What are the right KPIs?

  1. Throughput
  1. Latency
  1. Footprint

Throughput

Throughput is the amount of productive work done by your application in a given time period. This brings the question what is productive work? what is non-productive work?

Productive Work: This is basically the amount of time your application spends in processing your customer’s transactions.

Non-Productive Work: This is basically the amount of time your application spend in house-keeping work, primarily Garbage collection.

Let’s say your application runs for 60 minutes. In this 60 minutes let’s say 2 minutes is spent on GC activities.

It means application has spent 3.33% on GC activities (i.e. 2 / 60 * 100)

It means application throughput is 96.67% (i.e. 100 – 3.33).

Now the question is: What is the acceptable throughput %?  It depends on the application and business demands. Typically one should target for more than 95% throughput.

Latency

This is the amount of time taken by one single Garbage collection event to run.

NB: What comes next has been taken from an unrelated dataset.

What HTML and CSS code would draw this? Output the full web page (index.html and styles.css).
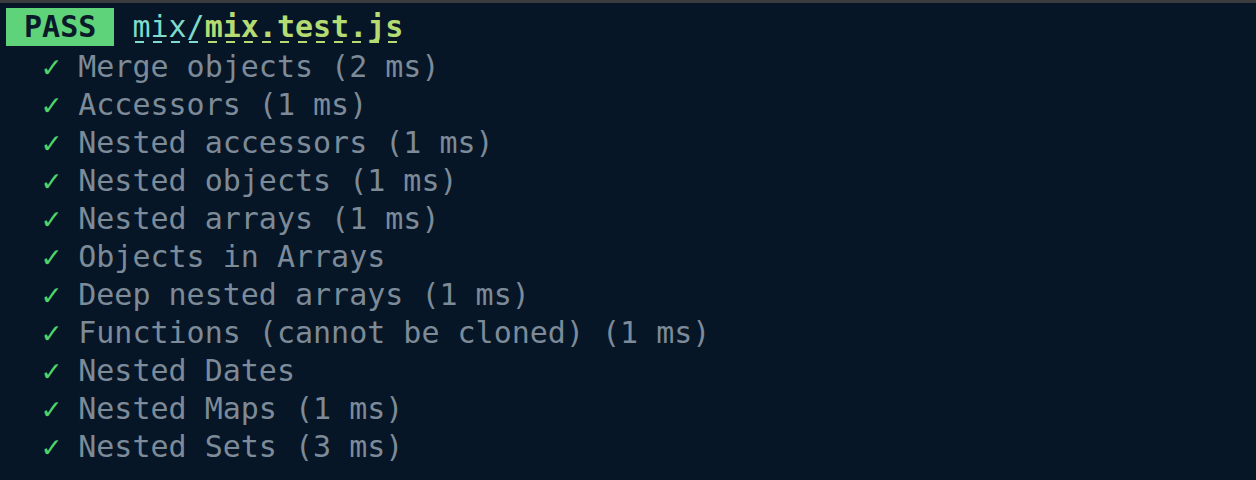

This indicator should be studied from 3 fronts.

  1. Average GC time: What is the average amount of time spent on GC?
  1. Maximum GC time: What is the maximum amount of time spent on a single GC event? Your application may have service level agreements such as “no transaction can run beyond 10 seconds”. In such cases, your maximum GC pause time can’t be running for 10 seconds. Because during GC pauses, entire JVM freezes – no customer transactions will be processed. So it’s important to understand the maximum GC pause time.
  1. GC Time Distribution: You should also understand how many GC events are completing with in what time range (i.e. within 0 – 1 second, 200 GC events are completed, between 1 – 2 second 10 GC events are completed …)

Footprint

Footprint is basically the amount CPU consumed. Based on your GC algorithm, based on your memory settings, CPU consumption will vary. Some GC algorithms will consume more CPU (like Parallel, CMS), whereas other algorithms such as Serial will consume less CPU.

According to memory tuning Gurus, you can pick only 2 of them at a time.

  • If you want good throughput and latency, then footprint will degrade.
  • If you want good throughput and footprint, then latency will degrade.
  • If you want good latency and footprint, then throughput will degrade.

Right Tools

Throughput and Latency can be obtained from analyzing Garbage collection Logs. Upload your application’s Garbage Collection log file in http://gceasy.io/ tool. This tool can parse Garbage Collection logs and generates Throughput and Latency indicators for you. Below is the screen shot from the http://gceasy.io/ tool showing the throughput and latency:

kpi

Fig: KPI section from GCEasy.io report

Footprint (i.e. CPU consumption) can be obtained from the monitoring tools – Nagios, NewRelic, AppDynamics,…